┌─ SOURCE DATA

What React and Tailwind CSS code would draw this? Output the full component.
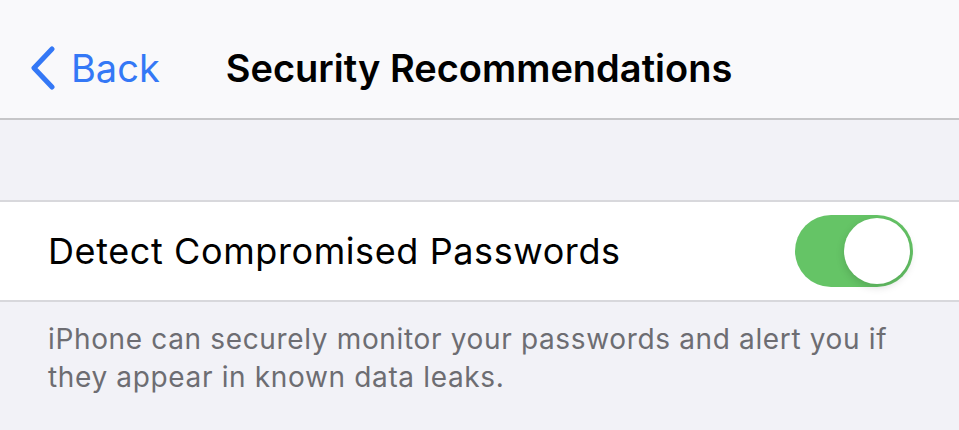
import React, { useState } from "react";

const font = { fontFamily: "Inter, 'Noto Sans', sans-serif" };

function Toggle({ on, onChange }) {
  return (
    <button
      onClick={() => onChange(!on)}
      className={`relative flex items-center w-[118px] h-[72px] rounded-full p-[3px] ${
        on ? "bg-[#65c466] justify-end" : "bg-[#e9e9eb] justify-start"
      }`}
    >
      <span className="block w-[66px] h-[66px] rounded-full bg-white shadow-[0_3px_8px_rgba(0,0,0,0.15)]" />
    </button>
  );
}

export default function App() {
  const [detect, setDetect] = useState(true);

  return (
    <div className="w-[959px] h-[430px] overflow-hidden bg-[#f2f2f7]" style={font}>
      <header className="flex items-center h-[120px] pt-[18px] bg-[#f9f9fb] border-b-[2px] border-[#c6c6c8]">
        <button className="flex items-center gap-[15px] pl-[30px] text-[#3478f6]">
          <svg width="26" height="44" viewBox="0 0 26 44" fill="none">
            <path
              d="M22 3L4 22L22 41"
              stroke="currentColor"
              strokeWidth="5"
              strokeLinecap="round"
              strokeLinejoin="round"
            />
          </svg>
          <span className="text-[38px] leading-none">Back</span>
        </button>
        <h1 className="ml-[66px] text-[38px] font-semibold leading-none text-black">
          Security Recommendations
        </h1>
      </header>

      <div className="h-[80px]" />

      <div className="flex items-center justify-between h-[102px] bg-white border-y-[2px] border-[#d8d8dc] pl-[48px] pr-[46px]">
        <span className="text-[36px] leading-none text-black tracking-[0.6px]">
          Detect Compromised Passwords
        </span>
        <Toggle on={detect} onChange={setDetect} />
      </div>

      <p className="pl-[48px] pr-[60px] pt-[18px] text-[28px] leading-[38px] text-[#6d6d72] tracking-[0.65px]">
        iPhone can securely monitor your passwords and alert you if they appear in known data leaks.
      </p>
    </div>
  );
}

└─

_GIVEN EXERCISE_
Keep every word of the data as it is when you write it out, but drop the pictures.

_RIGHT ANSWER_
What React and Tailwind CSS code would draw this? Output the full component.
import React, { useState } from "react";

const font = { fontFamily: "Inter, 'Noto Sans', sans-serif" };

function Toggle({ on, onChange }) {
  return (
    <button
      onClick={() => onChange(!on)}
      className={`relative flex items-center w-[118px] h-[72px] rounded-full p-[3px] ${
        on ? "bg-[#65c466] justify-end" : "bg-[#e9e9eb] justify-start"
      }`}
    >
      <span className="block w-[66px] h-[66px] rounded-full bg-white shadow-[0_3px_8px_rgba(0,0,0,0.15)]" />
    </button>
  );
}

export default function App() {
  const [detect, setDetect] = useState(true);

  return (
    <div className="w-[959px] h-[430px] overflow-hidden bg-[#f2f2f7]" style={font}>
      <header className="flex items-center h-[120px] pt-[18px] bg-[#f9f9fb] border-b-[2px] border-[#c6c6c8]">
        <button className="flex items-center gap-[15px] pl-[30px] text-[#3478f6]">
          <svg width="26" height="44" viewBox="0 0 26 44" fill="none">
            <path
              d="M22 3L4 22L22 41"
              stroke="currentColor"
              strokeWidth="5"
              strokeLinecap="round"
              strokeLinejoin="round"
            />
          </svg>
          <span className="text-[38px] leading-none">Back</span>
        </button>
        <h1 className="ml-[66px] text-[38px] font-semibold leading-none text-black">
          Security Recommendations
        </h1>
      </header>

      <div className="h-[80px]" />

      <div className="flex items-center justify-between h-[102px] bg-white border-y-[2px] border-[#d8d8dc] pl-[48px] pr-[46px]">
        <span className="text-[36px] leading-none text-black tracking-[0.6px]">
          Detect Compromised Passwords
        </span>
        <Toggle on={detect} onChange={setDetect} />
      </div>

      <p className="pl-[48px] pr-[60px] pt-[18px] text-[28px] leading-[38px] text-[#6d6d72] tracking-[0.65px]">
        iPhone can securely monitor your passwords and alert you if they appear in known data leaks.
      </p>
    </div>
  );
}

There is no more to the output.